Ma le sorprese non terminano qui. Il libro di Tripodi, che a tratti assume i contorni del thriller e dell'hard boiled, tiene il lettore con il fiato sospeso ed alla fine colpisce con un ulteriore scarto davvero inaspettato, di quelli che scaldano il cuore e che fanno pensare immediatamente alla conclusione de L'amico ritrovato di Fred Uhlman.
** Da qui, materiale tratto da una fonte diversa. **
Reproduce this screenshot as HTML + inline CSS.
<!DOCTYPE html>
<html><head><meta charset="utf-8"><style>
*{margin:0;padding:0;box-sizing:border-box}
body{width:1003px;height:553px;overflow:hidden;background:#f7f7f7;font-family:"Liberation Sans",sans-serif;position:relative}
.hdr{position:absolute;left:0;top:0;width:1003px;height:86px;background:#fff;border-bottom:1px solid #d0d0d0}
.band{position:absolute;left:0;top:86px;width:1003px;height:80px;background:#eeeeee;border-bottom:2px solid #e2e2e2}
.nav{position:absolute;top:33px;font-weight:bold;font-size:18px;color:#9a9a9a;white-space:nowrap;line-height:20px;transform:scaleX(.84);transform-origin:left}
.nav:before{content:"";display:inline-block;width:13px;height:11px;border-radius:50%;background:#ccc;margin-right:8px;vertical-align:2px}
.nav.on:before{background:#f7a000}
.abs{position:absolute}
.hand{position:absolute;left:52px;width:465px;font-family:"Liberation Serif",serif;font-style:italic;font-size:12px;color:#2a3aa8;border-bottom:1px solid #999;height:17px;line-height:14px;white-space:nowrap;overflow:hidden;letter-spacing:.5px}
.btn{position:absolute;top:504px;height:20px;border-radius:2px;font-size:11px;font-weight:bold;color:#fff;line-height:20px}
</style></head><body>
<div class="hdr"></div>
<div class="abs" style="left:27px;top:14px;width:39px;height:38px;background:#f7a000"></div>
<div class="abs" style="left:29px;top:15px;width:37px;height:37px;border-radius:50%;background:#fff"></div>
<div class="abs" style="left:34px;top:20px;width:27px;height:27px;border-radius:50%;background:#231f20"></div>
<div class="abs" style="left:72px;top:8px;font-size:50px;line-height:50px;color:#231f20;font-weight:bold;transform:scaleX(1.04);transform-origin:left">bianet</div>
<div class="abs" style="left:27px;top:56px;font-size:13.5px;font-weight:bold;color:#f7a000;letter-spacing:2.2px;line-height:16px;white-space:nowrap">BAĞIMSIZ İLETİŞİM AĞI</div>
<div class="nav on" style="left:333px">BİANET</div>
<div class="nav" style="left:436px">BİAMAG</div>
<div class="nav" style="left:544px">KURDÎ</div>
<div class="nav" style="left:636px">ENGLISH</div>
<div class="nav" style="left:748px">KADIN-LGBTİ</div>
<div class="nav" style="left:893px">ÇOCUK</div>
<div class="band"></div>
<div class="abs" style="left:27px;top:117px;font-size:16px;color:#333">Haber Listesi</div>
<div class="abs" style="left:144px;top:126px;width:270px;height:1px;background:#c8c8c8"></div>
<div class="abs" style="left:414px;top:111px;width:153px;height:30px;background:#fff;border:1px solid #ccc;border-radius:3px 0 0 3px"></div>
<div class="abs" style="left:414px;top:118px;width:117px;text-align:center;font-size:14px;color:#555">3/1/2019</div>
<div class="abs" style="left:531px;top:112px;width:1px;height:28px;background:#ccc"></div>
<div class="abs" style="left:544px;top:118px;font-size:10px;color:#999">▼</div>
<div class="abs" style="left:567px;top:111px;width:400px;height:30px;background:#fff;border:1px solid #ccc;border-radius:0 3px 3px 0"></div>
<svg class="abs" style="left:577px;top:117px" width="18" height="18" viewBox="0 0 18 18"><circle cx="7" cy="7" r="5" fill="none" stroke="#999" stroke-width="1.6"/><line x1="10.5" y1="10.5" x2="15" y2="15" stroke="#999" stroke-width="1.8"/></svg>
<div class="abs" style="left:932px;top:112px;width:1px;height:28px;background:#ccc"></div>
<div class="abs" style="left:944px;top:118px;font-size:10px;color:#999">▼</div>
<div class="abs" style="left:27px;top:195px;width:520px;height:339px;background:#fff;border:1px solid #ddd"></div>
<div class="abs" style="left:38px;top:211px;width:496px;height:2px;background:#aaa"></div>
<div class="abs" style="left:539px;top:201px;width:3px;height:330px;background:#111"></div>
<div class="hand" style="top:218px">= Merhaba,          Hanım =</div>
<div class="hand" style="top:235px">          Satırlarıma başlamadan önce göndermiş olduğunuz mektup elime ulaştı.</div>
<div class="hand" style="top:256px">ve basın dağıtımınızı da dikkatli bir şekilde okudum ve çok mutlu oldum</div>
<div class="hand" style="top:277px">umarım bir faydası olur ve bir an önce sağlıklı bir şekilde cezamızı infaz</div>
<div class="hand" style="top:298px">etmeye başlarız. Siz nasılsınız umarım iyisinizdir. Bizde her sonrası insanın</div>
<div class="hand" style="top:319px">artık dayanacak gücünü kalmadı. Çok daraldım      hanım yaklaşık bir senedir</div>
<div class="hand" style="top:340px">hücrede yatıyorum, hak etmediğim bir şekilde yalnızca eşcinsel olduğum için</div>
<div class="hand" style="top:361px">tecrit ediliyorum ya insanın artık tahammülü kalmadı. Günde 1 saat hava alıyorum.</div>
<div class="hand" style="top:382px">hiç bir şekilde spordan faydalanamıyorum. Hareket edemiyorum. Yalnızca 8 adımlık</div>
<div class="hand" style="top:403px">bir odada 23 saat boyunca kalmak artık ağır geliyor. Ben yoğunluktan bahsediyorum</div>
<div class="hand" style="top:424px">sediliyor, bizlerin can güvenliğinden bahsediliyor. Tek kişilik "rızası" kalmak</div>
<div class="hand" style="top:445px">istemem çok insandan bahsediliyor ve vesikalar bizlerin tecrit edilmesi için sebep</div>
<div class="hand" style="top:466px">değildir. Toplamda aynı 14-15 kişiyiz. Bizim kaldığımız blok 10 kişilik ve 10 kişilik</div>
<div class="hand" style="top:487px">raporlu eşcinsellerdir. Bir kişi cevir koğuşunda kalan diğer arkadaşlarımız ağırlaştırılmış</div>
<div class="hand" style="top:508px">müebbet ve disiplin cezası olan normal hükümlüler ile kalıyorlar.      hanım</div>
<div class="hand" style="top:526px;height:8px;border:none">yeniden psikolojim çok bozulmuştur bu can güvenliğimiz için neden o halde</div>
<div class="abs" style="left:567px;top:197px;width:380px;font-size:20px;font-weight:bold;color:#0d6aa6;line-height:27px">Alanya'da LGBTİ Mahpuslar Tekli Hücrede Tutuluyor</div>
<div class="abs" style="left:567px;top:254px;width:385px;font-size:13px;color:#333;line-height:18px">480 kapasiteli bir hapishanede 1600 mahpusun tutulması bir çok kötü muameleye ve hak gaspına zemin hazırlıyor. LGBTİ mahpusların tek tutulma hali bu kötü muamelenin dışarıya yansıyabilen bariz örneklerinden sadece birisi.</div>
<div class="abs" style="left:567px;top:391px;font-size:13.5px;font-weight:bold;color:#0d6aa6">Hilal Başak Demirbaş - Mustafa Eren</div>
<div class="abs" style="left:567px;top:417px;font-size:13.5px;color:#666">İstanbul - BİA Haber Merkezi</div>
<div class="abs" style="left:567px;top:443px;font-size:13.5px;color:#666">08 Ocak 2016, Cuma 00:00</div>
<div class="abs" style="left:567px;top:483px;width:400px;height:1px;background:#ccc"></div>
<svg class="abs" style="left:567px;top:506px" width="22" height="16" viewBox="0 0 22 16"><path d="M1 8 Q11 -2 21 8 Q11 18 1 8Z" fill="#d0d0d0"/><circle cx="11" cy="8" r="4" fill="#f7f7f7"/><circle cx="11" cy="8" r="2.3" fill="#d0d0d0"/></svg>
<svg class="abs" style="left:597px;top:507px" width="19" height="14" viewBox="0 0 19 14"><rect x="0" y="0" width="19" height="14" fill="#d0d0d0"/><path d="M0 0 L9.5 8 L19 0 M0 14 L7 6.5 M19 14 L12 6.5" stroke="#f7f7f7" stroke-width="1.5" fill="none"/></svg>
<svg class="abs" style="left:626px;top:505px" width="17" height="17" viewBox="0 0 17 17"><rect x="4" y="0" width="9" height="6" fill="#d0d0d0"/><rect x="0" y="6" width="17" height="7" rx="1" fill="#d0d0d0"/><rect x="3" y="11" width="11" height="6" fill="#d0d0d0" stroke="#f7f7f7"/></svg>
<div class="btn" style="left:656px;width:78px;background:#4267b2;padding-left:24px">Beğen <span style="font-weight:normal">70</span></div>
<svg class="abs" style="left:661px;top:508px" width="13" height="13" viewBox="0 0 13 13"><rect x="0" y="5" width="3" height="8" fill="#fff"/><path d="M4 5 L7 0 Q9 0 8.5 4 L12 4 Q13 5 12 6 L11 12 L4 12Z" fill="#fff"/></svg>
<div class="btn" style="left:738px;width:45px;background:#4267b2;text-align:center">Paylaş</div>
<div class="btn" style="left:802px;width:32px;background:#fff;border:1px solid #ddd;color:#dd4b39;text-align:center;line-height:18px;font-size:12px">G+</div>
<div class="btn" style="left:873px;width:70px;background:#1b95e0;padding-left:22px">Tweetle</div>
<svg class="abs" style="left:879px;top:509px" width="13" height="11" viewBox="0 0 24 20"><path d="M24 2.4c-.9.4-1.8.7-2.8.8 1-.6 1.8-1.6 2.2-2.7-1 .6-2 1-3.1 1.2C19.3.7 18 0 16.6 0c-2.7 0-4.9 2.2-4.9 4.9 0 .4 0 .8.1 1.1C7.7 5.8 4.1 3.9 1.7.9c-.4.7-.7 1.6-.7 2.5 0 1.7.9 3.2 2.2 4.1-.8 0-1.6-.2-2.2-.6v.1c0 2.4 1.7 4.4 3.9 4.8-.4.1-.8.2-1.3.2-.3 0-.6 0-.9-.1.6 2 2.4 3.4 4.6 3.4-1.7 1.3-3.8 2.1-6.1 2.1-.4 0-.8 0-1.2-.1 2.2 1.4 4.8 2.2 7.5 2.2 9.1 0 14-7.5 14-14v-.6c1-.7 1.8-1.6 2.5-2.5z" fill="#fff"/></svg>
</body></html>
Insomma, superando lo scoglio delle prime pagine e non facendosi spaventare dai repentini cambi di scena e di piani temporali, La zecca e la malacarne è a conti fatti un romanzo bello ed avvincente che regala speranza facendoci riflettere sul Sud e su quelle scelte che potrebbero essere fatte per modificarne il destino.